### The exercise
Gather up every line that includes the string "styles".

### Data shown
◇ ◇ ◇ ◇ ◇

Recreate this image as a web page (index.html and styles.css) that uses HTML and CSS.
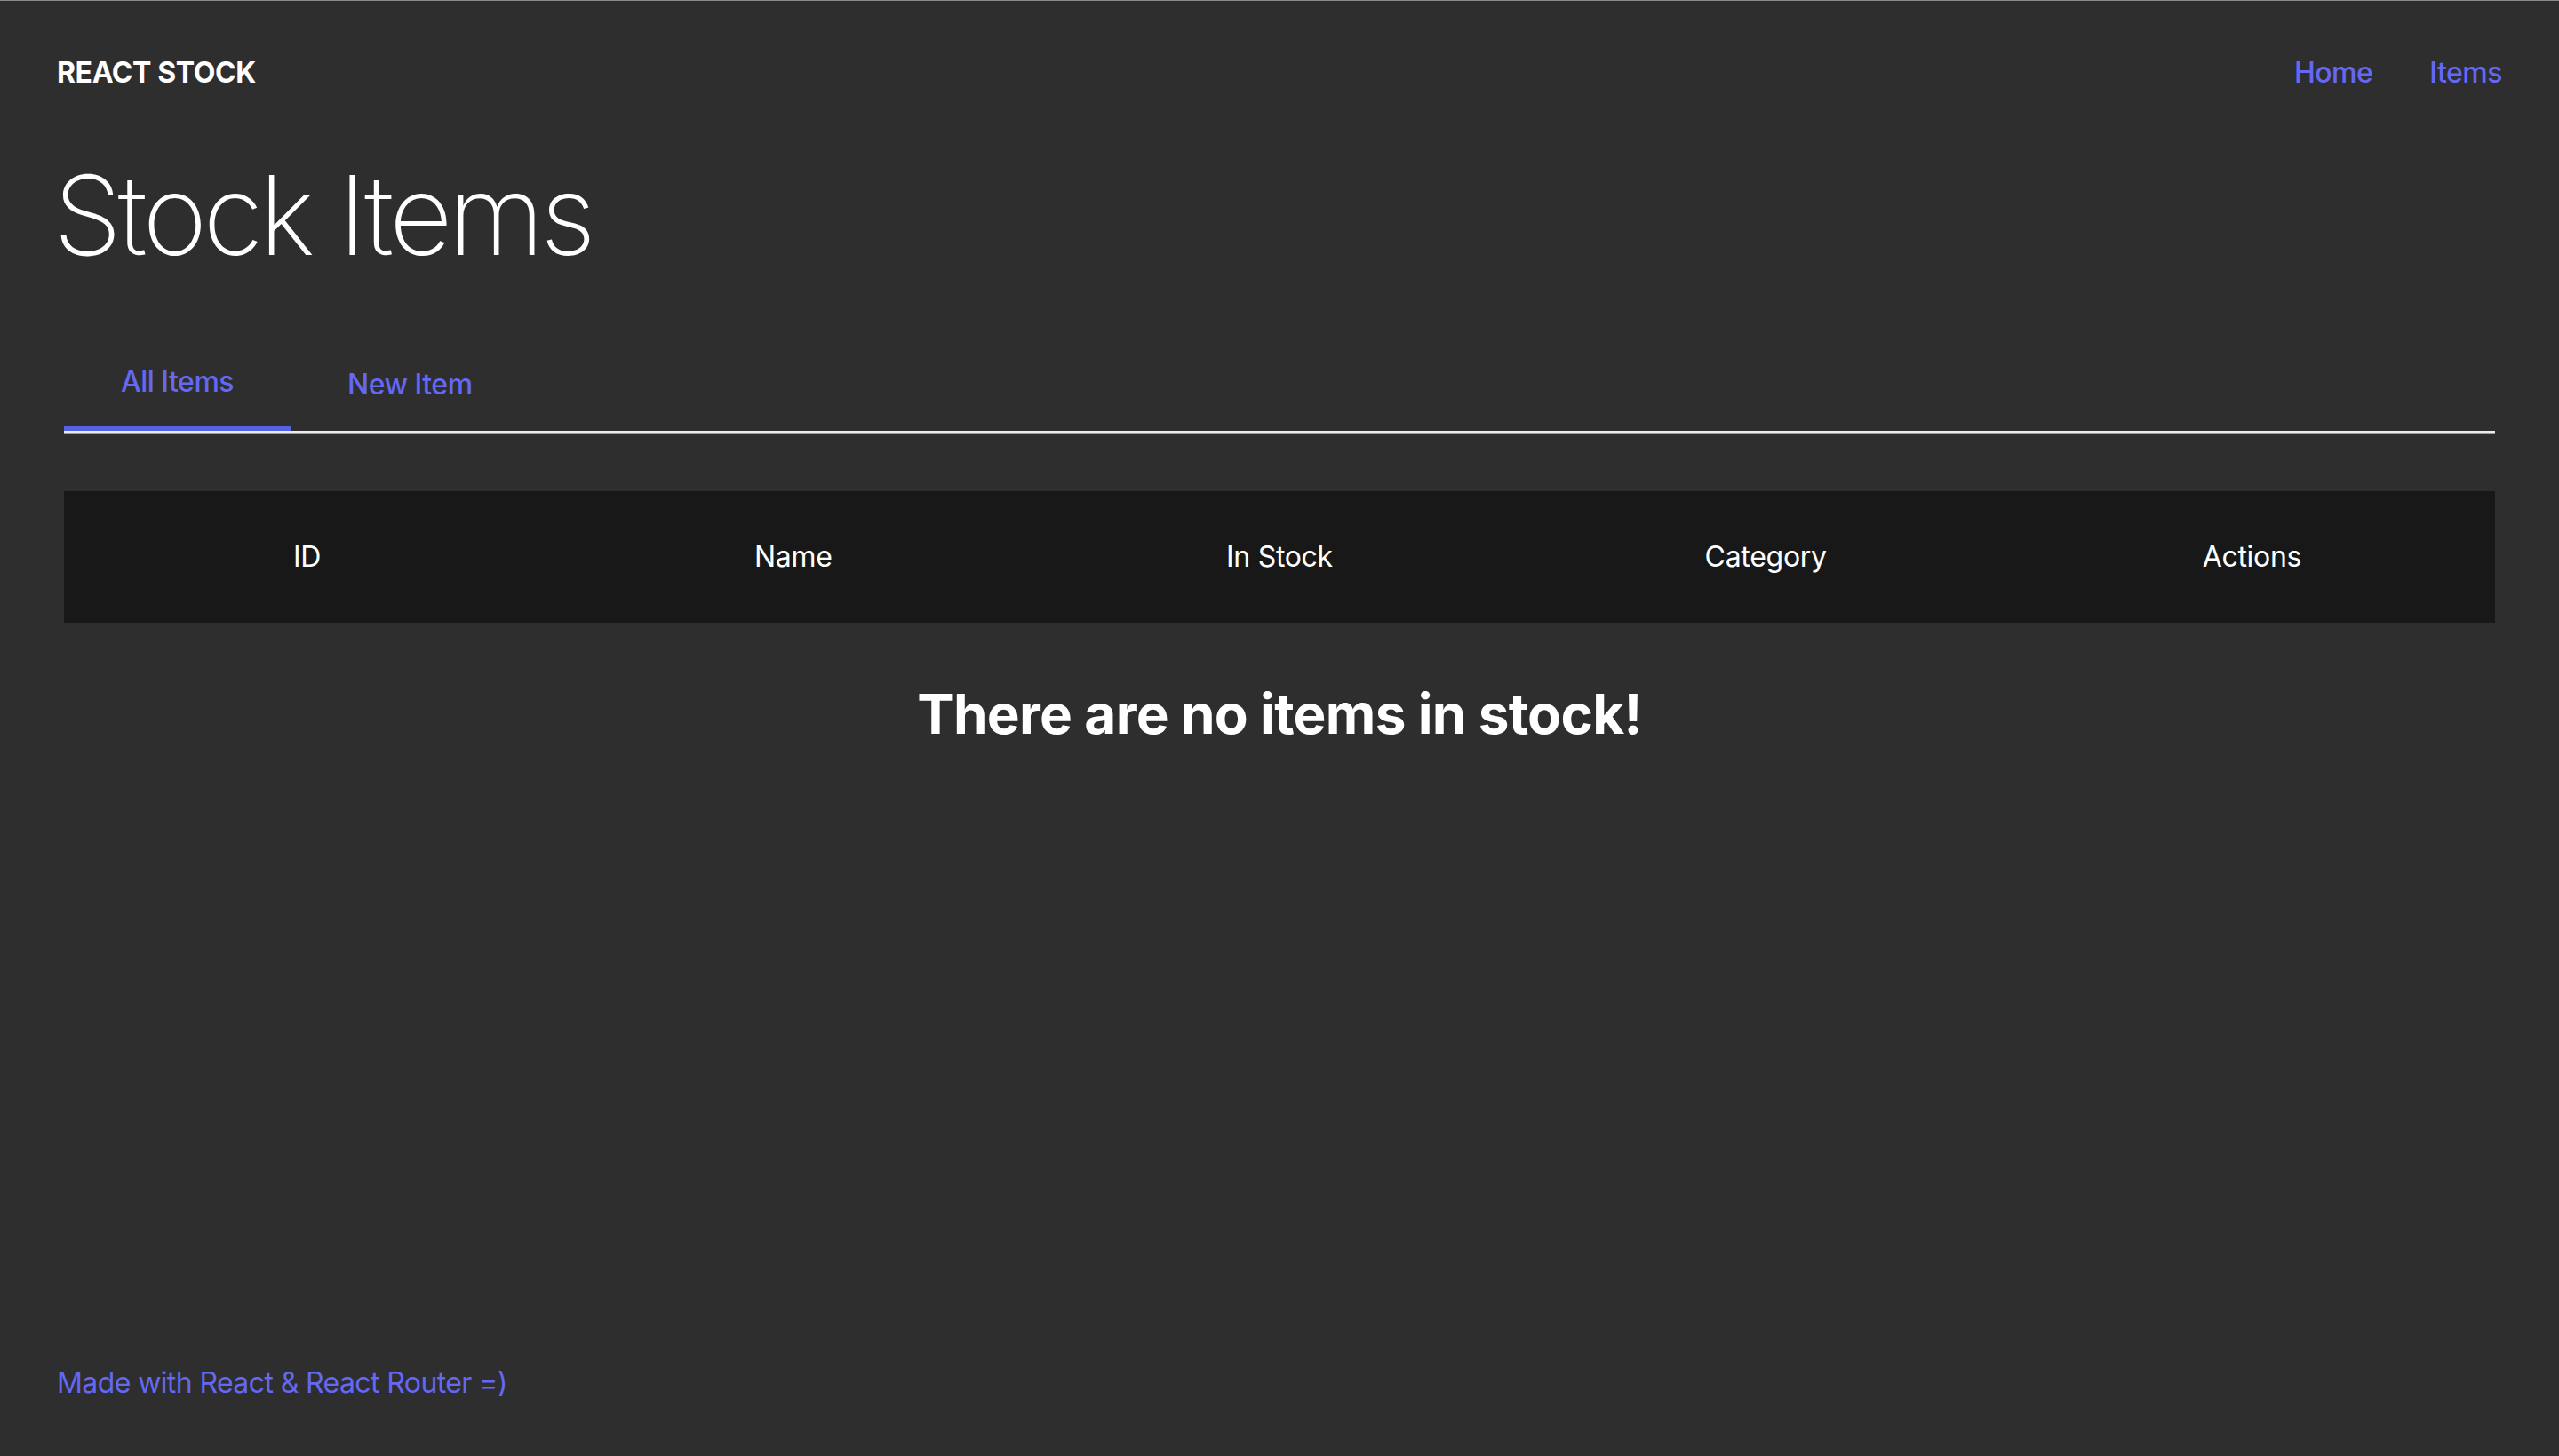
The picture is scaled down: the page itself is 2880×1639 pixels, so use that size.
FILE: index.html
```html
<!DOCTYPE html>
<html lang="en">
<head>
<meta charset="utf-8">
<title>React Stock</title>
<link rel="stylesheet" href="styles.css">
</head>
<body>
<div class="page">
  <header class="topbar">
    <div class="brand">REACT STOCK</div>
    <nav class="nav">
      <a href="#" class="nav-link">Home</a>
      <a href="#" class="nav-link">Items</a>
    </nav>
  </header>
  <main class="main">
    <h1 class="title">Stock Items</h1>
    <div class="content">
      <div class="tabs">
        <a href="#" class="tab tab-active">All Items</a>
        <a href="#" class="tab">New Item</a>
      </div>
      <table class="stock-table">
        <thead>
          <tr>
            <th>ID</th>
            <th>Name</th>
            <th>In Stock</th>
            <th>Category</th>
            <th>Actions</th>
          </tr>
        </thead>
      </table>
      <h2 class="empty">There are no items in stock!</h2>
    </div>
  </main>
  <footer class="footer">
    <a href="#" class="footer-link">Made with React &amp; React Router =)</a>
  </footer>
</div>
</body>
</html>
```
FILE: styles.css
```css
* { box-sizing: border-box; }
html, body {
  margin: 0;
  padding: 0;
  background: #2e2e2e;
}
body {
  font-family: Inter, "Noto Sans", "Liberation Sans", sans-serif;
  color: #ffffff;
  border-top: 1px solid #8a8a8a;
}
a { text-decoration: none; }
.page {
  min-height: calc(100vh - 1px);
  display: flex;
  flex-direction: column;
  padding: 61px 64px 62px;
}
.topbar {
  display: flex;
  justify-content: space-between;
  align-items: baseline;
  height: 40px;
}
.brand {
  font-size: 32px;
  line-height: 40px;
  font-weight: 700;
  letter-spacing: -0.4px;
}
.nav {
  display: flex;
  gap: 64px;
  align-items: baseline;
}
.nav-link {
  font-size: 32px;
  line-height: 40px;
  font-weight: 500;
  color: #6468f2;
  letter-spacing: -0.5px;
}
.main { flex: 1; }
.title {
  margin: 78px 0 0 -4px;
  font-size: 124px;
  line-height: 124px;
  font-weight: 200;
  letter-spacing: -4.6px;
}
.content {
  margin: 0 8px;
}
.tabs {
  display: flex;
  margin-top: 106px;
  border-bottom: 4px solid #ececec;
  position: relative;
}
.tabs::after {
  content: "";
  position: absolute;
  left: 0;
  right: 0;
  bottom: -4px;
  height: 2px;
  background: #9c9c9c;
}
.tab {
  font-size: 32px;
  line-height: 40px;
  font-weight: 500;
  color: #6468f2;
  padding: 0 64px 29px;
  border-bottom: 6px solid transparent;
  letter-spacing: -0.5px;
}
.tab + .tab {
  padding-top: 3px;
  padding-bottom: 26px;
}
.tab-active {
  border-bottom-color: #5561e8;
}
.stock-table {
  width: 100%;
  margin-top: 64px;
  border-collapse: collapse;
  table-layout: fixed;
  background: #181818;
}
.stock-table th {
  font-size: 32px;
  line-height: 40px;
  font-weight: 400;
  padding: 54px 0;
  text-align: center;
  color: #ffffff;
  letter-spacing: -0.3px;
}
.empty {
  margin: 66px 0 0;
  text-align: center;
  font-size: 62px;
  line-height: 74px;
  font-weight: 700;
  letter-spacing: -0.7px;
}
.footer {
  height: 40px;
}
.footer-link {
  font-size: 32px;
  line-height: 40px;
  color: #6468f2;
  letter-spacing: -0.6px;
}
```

◇ ◇ ◇ ◇ ◇

### Task answer
Recreate this image as a web page (index.html and styles.css) that uses HTML and CSS.
<link rel="stylesheet" href="styles.css">
FILE: styles.css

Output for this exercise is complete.